Wear White for New Year's Eve
The people of Brazil ring in the New Year wearing white. Dress your family up in this hue, and create a tradition of celebrating New Year's Eve Brazilian style. Look into other South American New Year's traditions to pair with this. Try to work a new element into New Year's Eve annually, making it a tradition to learn about this holiday around the globe every 365 days.
Try Multicultural Cuisine on Christmas
Christmas feasts are beloved events for the people who celebrate this Christan holiday. Ditch the turkey, potatoes, and ham and learn to make tamales or any other multicultural dish that's served in other cultures during the holiday season, to expand your horizons and your palates at your festive meal. Eating tamales on Christmas is a tradition celebrated in Mexico and in Costa Rica, and the famous Jonas brothers partake in the family tradition as well.
Welcome the New School Year, German-Style
Schultute is celebrated in Germany. The special tradition welcomes children back to school by gifting them a large cone-shaped cornucopia filled with treats and small items. When your little ones start a new school year, fashion a cornucopia filled with candies and small items that will make the start to their new academic year feel special.
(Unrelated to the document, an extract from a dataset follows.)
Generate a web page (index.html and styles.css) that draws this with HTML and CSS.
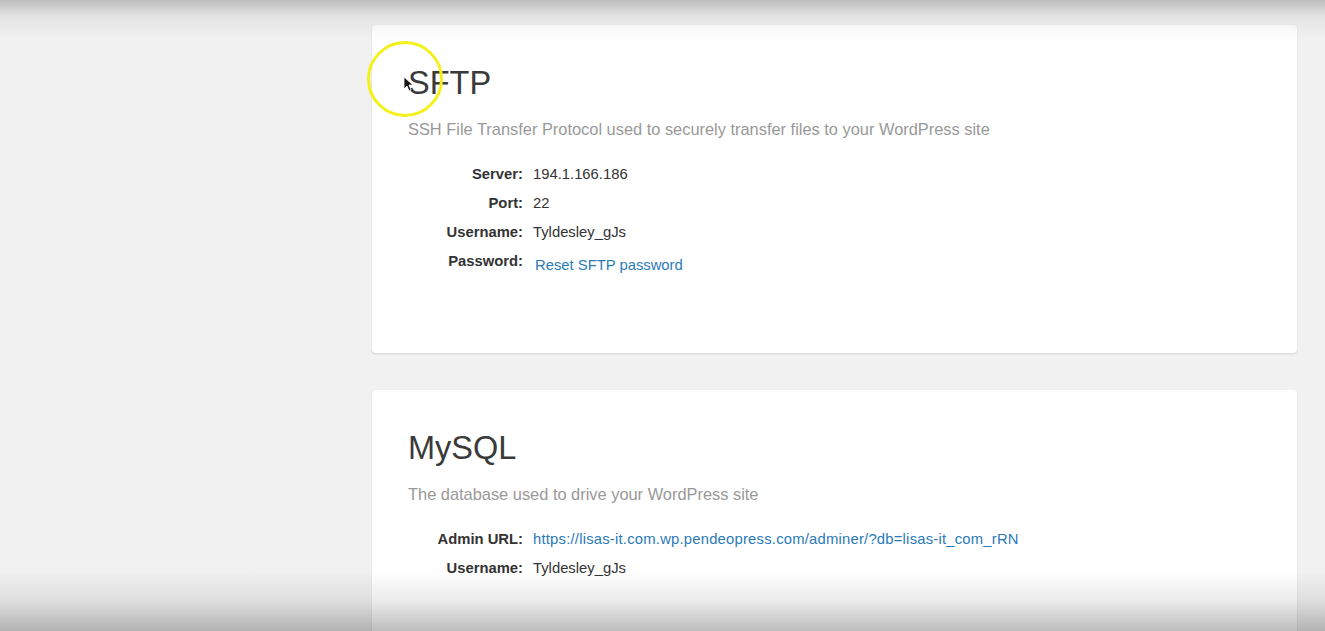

Build a Variation of a Butsudan
The Japanese have a tradition in their homes and families of honoring those who have passed away with shrines. Create a small space in your home to honor the loved ones in your family's life who have passed on. You can also make a memorial in a garden with a small stepping stone, a bench, a tree, or other means of recognizing people in your life who are no longer with you.
Your Traditions Can Be as Unique as Your Family
Traditions can be as simple as a specific gift given for certain milestones or more complex, like a monthly or annual event. Your kids are never too old to start new traditions, so work them into your family culture regardless of their ages. Your family is the most important thing in your life, so celebrate your special humans with fun family traditions in whichever way works best for your brood.